- Born: Cristiano Spiller 3 April 1975 (age 51) Venice, Italy
- Genres: House; nu-disco;
- Years active: 1997–present
- Labels: EMI; Positiva; Nano;

= Spiller =

Cristiano Spiller (born 3 April 1975) is an Italian electronic music DJ and record producer. He is best known for his 2000 single "Groovejet (If This Ain't Love)", featuring Sophie Ellis-Bextor. The song reached number-one in the UK, Australia, Ireland, and New Zealand. It sold over two million copies and was rumoured to be the first song to be played on an iPod.

==Biography==
===Early life and first releases===
When he was a teenager, he was already introducing himself to the world of Italian house and dance music. In 1997, he released his first single, "Laguna". Billed as Laguna, in 1997 Spiller teamed up with fellow Italian producer Tommy Vee, to release the single "Spiller From Rio (Do It Easy)", which reached number 40 in the UK Singles Chart. In 1998, he signed a music deal with the British record label, Positiva Records, a subsidiary of EMI UK, releasing his first solo single in the UK entitled "Batucada". In 1999, he released "Mighty Miami EP", a maxi-single including the instrumental track "Groovejet".

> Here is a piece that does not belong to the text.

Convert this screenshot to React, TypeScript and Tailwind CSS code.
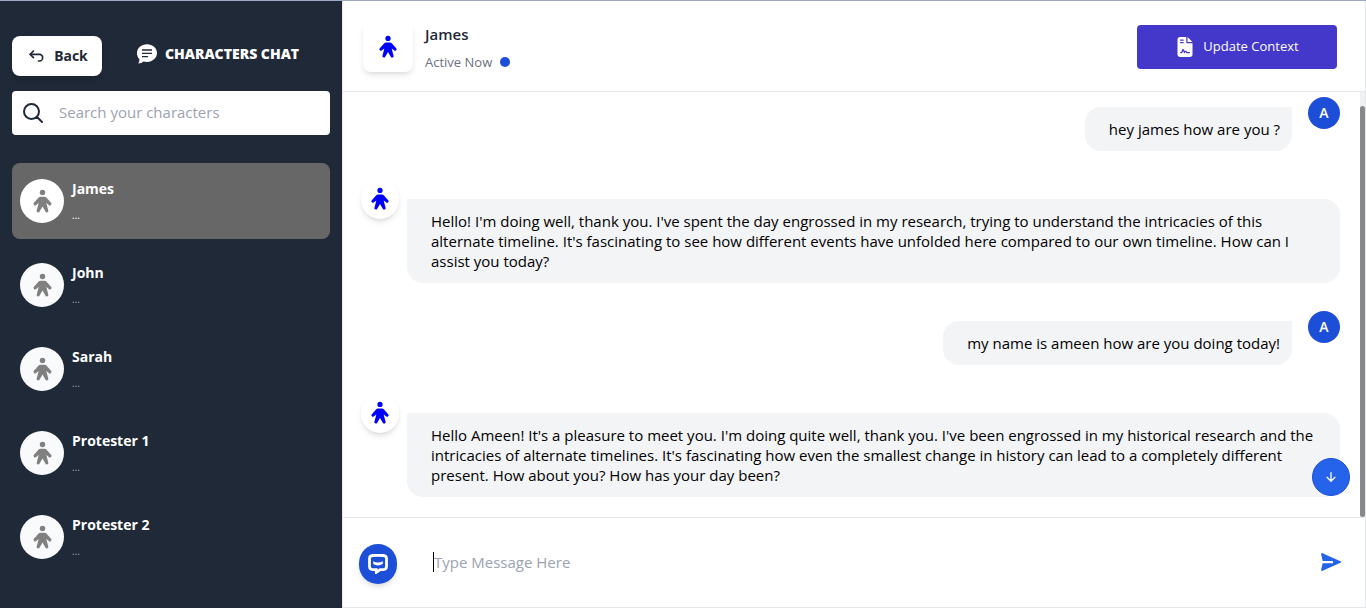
import { PiPersonFill } from "react-icons/pi";
import { FaFileContract } from "react-icons/fa6";
import { TbArrowBackUp } from "react-icons/tb";
import { HiOutlineMagnifyingGlass } from "react-icons/hi2";
import { IoArrowDown } from "react-icons/io5";

const characters = ["James", "John", "Sarah", "Protester 1", "Protester 2"];

type Message = { from: "user" | "character"; text: string };

const messages: Message[] = [
  { from: "user", text: "hey james how are you ?" },
  {
    from: "character",
    text: "Hello! I'm doing well, thank you. I've spent the day engrossed in my research, trying to understand the intricacies of this alternate timeline. It's fascinating to see how different events have unfolded here compared to our own timeline. How can I assist you today?",
  },
  { from: "user", text: "my name is ameen how are you doing today!" },
  {
    from: "character",
    text: "Hello Ameen! It's a pleasure to meet you. I'm doing quite well, thank you. I've been engrossed in my historical research and the intricacies of alternate timelines. It's fascinating how even the smallest change in history can lead to a completely different present. How about you? How has your day been?",
  },
];

function ChatBubbleIcon() {
  return (
    <svg width="20" height="20" viewBox="0 0 20 20" fill="none" aria-hidden="true">
      <path
        d="M10 0.3C15.6 0.3 20 4 20 9.1s-4.4 8.8-10 8.8c-1.3 0-2.5-.2-3.600-.5C5.1 18.500 3.4 19.3 1.300 19.4c.8-1.200 1.2-2.5 1.200-3.900C.9 13.9 0 11.7 0 9.100 0 4 4.400.3 10 .3Z"
        fill="white"
      />
      <path d="M5 6h10M5 9.3h10M5 12.6h6" stroke="#1f2937" strokeWidth="1.3" />
    </svg>
  );
}

function SupportIcon() {
  return (
    <svg width="20" height="20" viewBox="0 0 20 20" fill="none" aria-hidden="true">
      <path
        d="M4.5 1.5Q10 1.1 15.5 1.5Q18.4 1.7 18.5 4.5V12.5Q18.4 15.5 15.5 15.6H12.2L8.3 18.3V15.6H4.5Q1.6 15.5 1.5 12.5V4.5Q1.6 1.7 4.5 1.5Z"
        stroke="white"
        strokeWidth="2.8"
      />
      <path d="M5.2 7.2Q10 9.800 14.8 7.2V10Q10 12.800 5.200 10Z" fill="white" />
    </svg>
  );
}

function SendIcon() {
  return (
    <svg width="20" height="18" viewBox="0 0 20 18" fill="currentColor" aria-hidden="true">
      <path d="M1 0 20 8.400V9.600L1 18 0 17.300 1.700 10.200H12V7.900H1.700L0 .7Z" />
    </svg>
  );
}

function Sidebar() {
  return (
    <aside className="flex w-[342px] shrink-0 flex-col bg-[#1f2937] px-3 pt-[35px]">
      <div className="flex items-center">
        <button
          type="button"
          className="flex h-10 w-[90px] items-center justify-center gap-2 rounded-lg bg-white font-['Noto_Sans',sans-serif] text-sm font-bold text-[#1f2937] shadow-md"
        >
          <TbArrowBackUp size={20} />
          Back
        </button>
        <h1 className="mb-1 ml-[35px] flex items-center gap-2 font-['Open_Sans',sans-serif] text-sm font-extrabold text-white">
          <ChatBubbleIcon />
          CHARACTERS CHAT
        </h1>
      </div>

      <label className="mt-[15px] flex h-11 items-center gap-[14px] rounded bg-white px-[9px] text-[#1f2937]">
        <HiOutlineMagnifyingGlass size={24} strokeWidth={2} />
        <input
          type="search"
          aria-label="Search your characters"
          placeholder="Search your characters"
          className="min-w-0 flex-1 bg-transparent pb-[2px] text-[15px] leading-5 outline-none placeholder:text-[#9ca3af]"
        />
      </label>

      <ul className="mt-7 flex flex-col gap-2">
        {characters.map((name, index) => (
          <li key={name}>
            <button
              type="button"
              className={
                index === 0
                  ? "flex h-[76px] w-full items-center gap-2 rounded-lg bg-[#676767] px-2 text-left"
                  : "flex h-[76px] w-full items-center gap-2 rounded-lg px-2 text-left"
              }
            >
              <span
                className={
                  index === 0
                    ? "flex size-11 items-center justify-center rounded-full bg-white text-[#808080]"
                    : "flex size-11 items-center justify-center rounded-full bg-gray-50 text-[#808080]"
                }
              >
                <PiPersonFill size={25} />
              </span>
              <span className="flex flex-col gap-2">
                <span className="text-sm font-bold text-white">{name}</span>
                <span className={index === 0 ? "text-[10px] leading-4 text-white" : "text-[10px] leading-4 text-[#9ca3af]"}>
                  ...
                </span>
              </span>
            </button>
          </li>
        ))}
      </ul>
    </aside>
  );
}

function ChatHeader() {
  return (
    <header className="flex h-[91px] shrink-0 items-center border-b border-gray-200 pt-[2px] pr-7 pl-5">
      <div className="flex size-[50px] items-center justify-center rounded-lg bg-white text-[#0000ff] shadow-md">
        <PiPersonFill size={24} />
      </div>
      <div className="ml-3 flex flex-col gap-[10px]">
        <h2 className="text-[15px] leading-5 font-semibold text-[#1f2937]">James</h2>
        <p className="flex items-center gap-2 text-[13px] leading-4 text-[#6b7280]">
          Active Now
          <span className="size-[10px] rounded-full bg-[#1d4ed8]" />
        </p>
      </div>
      <button
        type="button"
        className="ml-auto flex h-11 w-[200px] items-center justify-center gap-2 rounded bg-[#4338ca] text-[13px] font-medium text-white"
      >
        <FaFileContract size={20} />
        Update Context
      </button>
    </header>
  );
}

function MessageRow({ message }: { message: Message }) {
  if (message.from === "user") {
    return (
      <div className="flex items-start justify-end gap-4">
        <p className="mt-[10px] rounded-2xl rounded-tr-none bg-gray-100 py-3 pr-3 pl-6 text-[15px] leading-5 text-black">
          {message.text}
        </p>
        <span className="flex size-8 shrink-0 items-center justify-center rounded-full bg-[#1d4ed8] text-sm font-semibold text-white">
          A
        </span>
      </div>
    );
  }
  return (
    <div className="flex items-start gap-2">
      <span className="flex h-10 w-[38px] shrink-0 items-center justify-center rounded-full bg-white text-[#0000ff] shadow-md">
        <PiPersonFill size={24} />
      </span>
      <p className="mt-5 flex-1 rounded-2xl rounded-tl-none bg-gray-100 px-6 py-3 text-[15px] leading-5 text-black">
        {message.text}
      </p>
    </div>
  );
}

function Composer() {
  return (
    <form
      className="flex h-[91px] shrink-0 items-center border-y border-gray-200 pr-6 pb-[2px] pl-4"
      onSubmit={(e) => e.preventDefault()}
    >
      <button
        type="button"
        aria-label="Support"
        className="mt-1 flex h-10 w-[38px] items-center justify-center rounded-full bg-[#1d4ed8] shadow-md"
      >
        <SupportIcon />
      </button>
      <input
        type="text"
        aria-label="Message"
        placeholder="Type Message Here"
        className="ml-9 h-5 min-w-0 flex-1 border-l border-black bg-transparent text-[15px] leading-5 outline-none placeholder:text-[#9ca3af]"
      />
      <button type="submit" aria-label="Send" className="text-[#2563eb]">
        <SendIcon />
      </button>
    </form>
  );
}

export default function App() {
  return (
    <div className="flex h-screen border-t border-[#9ca8c4] bg-white font-['Open_Sans',sans-serif]">
      <Sidebar />
      <main className="flex min-w-0 flex-1 flex-col border-x border-gray-200">
        <ChatHeader />
        <section className="relative flex min-h-0 flex-1">
          <div className="flex min-w-0 flex-1 flex-col gap-7 overflow-hidden pt-[5px] pr-5 pl-[18px]">
            {messages.map((message) => (
              <MessageRow key={message.text} message={message} />
            ))}
          </div>
          <div className="flex w-[5px] flex-col bg-[#f1f1f1] pt-[14px]">
            <div className="flex-1 rounded-[3px] bg-[#888888]" />
          </div>
          <button
            type="button"
            aria-label="Scroll to latest"
            className="absolute right-[15px] bottom-[21px] flex size-[38px] items-center justify-center rounded-full border border-[#1d4ed8] bg-[#2563eb] text-white"
          >
            <IoArrowDown size={14} stroke="white" strokeWidth={14} />
          </button>
        </section>
        <Composer />
      </main>
    </div>
  );
}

===Mainstream popularity and "Groovejet"===
In 2000, the vocal version of "Groovejet" was released. "Groovejet (If This Ain't Love)" featuring the British singer Sophie Ellis-Bextor (formerly of theaudience) peaked at #1 in the UK, Australia and many other countries, becoming one of the most successful dance records of the year and winning multiple awards. It was also the first song to be played on an iPod according to technology journalist Steven Levy and the BBC's TOTP2 Goes Disco!. Groovejet sold over 2,000,000 copies worldwide.

===Later releases===
In 2002, he released "Cry Baby" in the UK. In 2003, Spiller decided to take control over his own productions and thus established his own independent label Nano Records, based in Venice, Italy. In 2004 a single titled "Sola" was released by Positiva. In the UK the single was supported by Pete Tong on BBC Radio 1. In 2006, he released "Jumbo". His 2011 single "Pigeonman's Revenge" is an instrumental house track with a music video formed by Starlings directed by photographer James Mollison. In 2013, Spiller released "Urastar" featuring Nina Miranda (former singer of Smoke City).

==Discography==
=== Extended plays ===
- Laguna Vol. 1 EP (1997)
- Mighty Miami EP (1999)

=== Singles ===

List of singles, with selected chart positions and certifications, showing year released and album name
Title: Year; Peak chart positions; Certifications; Album
ITA: AUS; FRA; GER; IRE; NL; NOR; NZ; SWI; UK
"Spiller from Rio (Do It Easy)": 1997; —; —; —; —; —; —; —; —; —; 40; Laguna Vol. 1
"Batucada": 1998; —; —; —; —; —; —; —; —; —; —; Non-album single
"Groovejet (If This Ain't Love)" (featuring Sophie Ellis-Bextor): 2000; 9; 1; 17; 14; 1; 13; 4; 1; 5; 1; ARIA: 2× Platinum; BPI: Platinum; RIANZ: Platinum;; Read My Lips
"Cry Baby": 2002; —; 78; —; —; 40; —; —; —; —; 40; Non-album singles
"Sola": 2004; —; —; —; —; —; —; —; —; —; —
"Jumbo": 2006; —; —; —; —; —; —; —; —; —; —
"Pigeonman's Revenge": 2011; —; —; —; —; —; —; —; —; —; —
"Urastar" (featuring Nina Miranda): 2013; —; —; —; —; —; —; —; —; —; —
"—" denotes a recording that did not chart or was not released in that territory.